Always succinct in presentation and practical in approach, Dr. Benson then offered up some tips for making those connections cost-effectively. For example, Teaching and Research can be connected by making one’s research part of the course contents and having students work in the research team. Similarly, Research and Service can be connected by joining a research collaboration within and outside one’s department and getting involved with community service related to one’s research interest, and Teaching and Service can be connected by integrating service learning into a course.

With the help of Dr. Enrique Oracion, director of research and professor of anthropology and sociology at Silliman University, the United Board conducted in 2021 a survey of faculty development practices to understand how institutions hone their faculty members’ competences in research, teaching, and service. Seventy-one respondents from 46 institutions had participated. The results were presented by Dr. Oracion in the first part of the Faculty Development Forum on 2 November 2022 under the theme Challenges and Practices of Integrated Scholarship in Asian Higher Education, which showed that teaching received slightly more attention in the institutions’ capacitation and professional advancement activities; research received more attention through the provision of incentives; while service got the lowest attention.

While it may not be possible to have an equally balanced proportion of teaching, research, and service, Dr. Oracion suggested that a meaningful infusion of research outputs into teaching and community service may subsequently flow back to enrich teaching quality. Service learning, he concluded, is a good platform for enabling students to participate in research, teaching and service in the wider community.

In the second part of the Faculty Development Forum, Dr. Gray Kochhar-Lindgren, director of the Common Core of the University of Hong Kong, used the Möbius Strip—a topological model that makes no distinction between beginning and end and between surface and inside—as an image for integrated scholarship that weaves together what looks like different things but with coalescing moments. He described integration as an ongoing navigation within the university in multiple scales, and the pathways leading in and out of the university. Therefore, integrating teaching, research, and service involves thinking with all the constituents—faculty members, administrators, students, and partners.

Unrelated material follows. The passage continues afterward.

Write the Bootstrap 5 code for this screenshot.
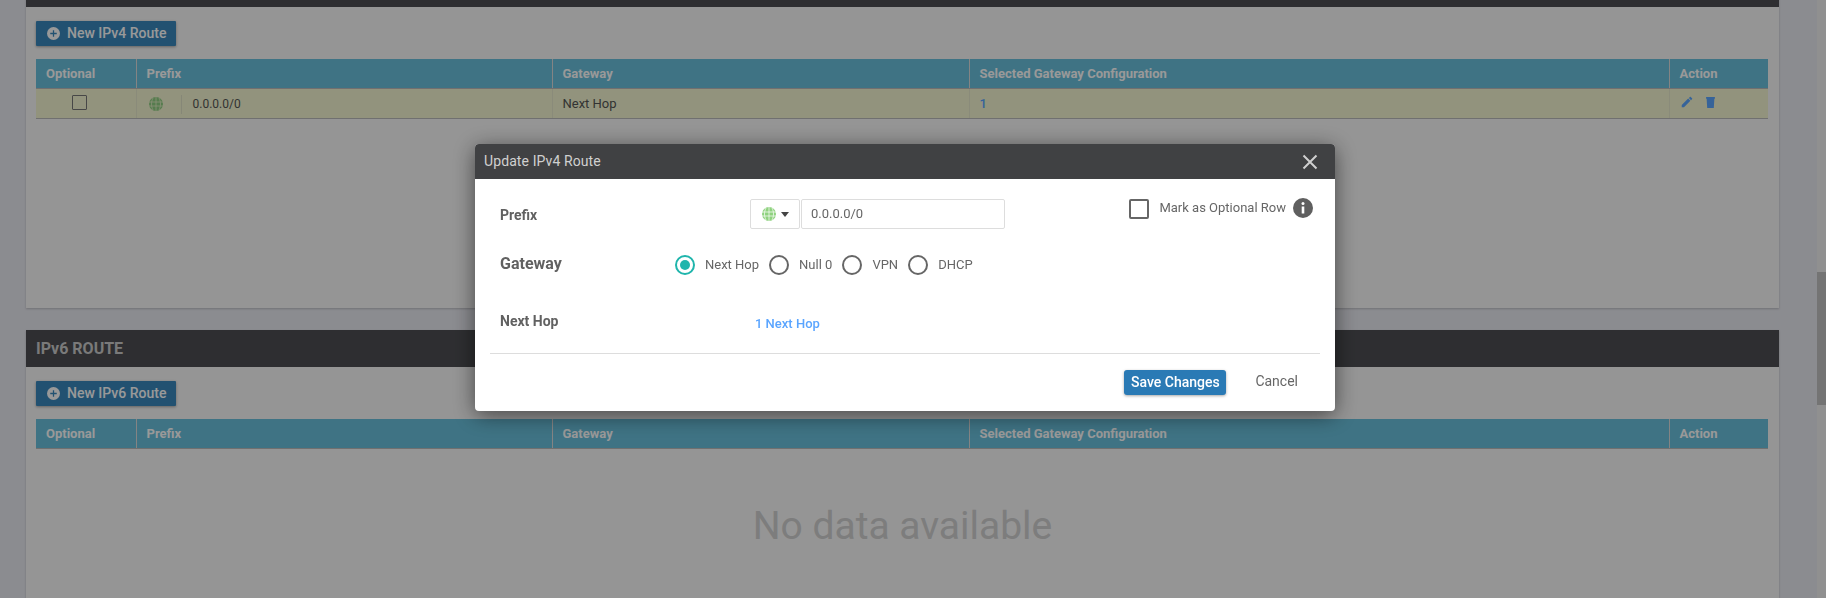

Integration does not necessarily mean having the three functions in equal shares, as educators have different areas of interest and levels of capacity. But they need to enhance their capacity across these areas as they move through life, Dr. Kochhar-Lindgren stressed. He pointed to the university’s mission—whole person education in any language—as a compass and leverage for integration and change. Integration means moving away from disciplinary silos, and realizing that today people, scholars included, inhabit a networked world.

Recent and current scholars of the United Board Faculty Scholarship Program attended the virtual Scholars Symposium while institutional representatives attended the Faculty Development Forum.

‘Following the success of these talks, the United Board will soon launch a faculty development grant program on “Integrated Scholarship Addressing the Sustainable Development Goals” for institutions to demonstrate their commitment to enabling their faculty to keep a good balance and make fruitful connections of teaching, research, and service,’ said Dr. Antone.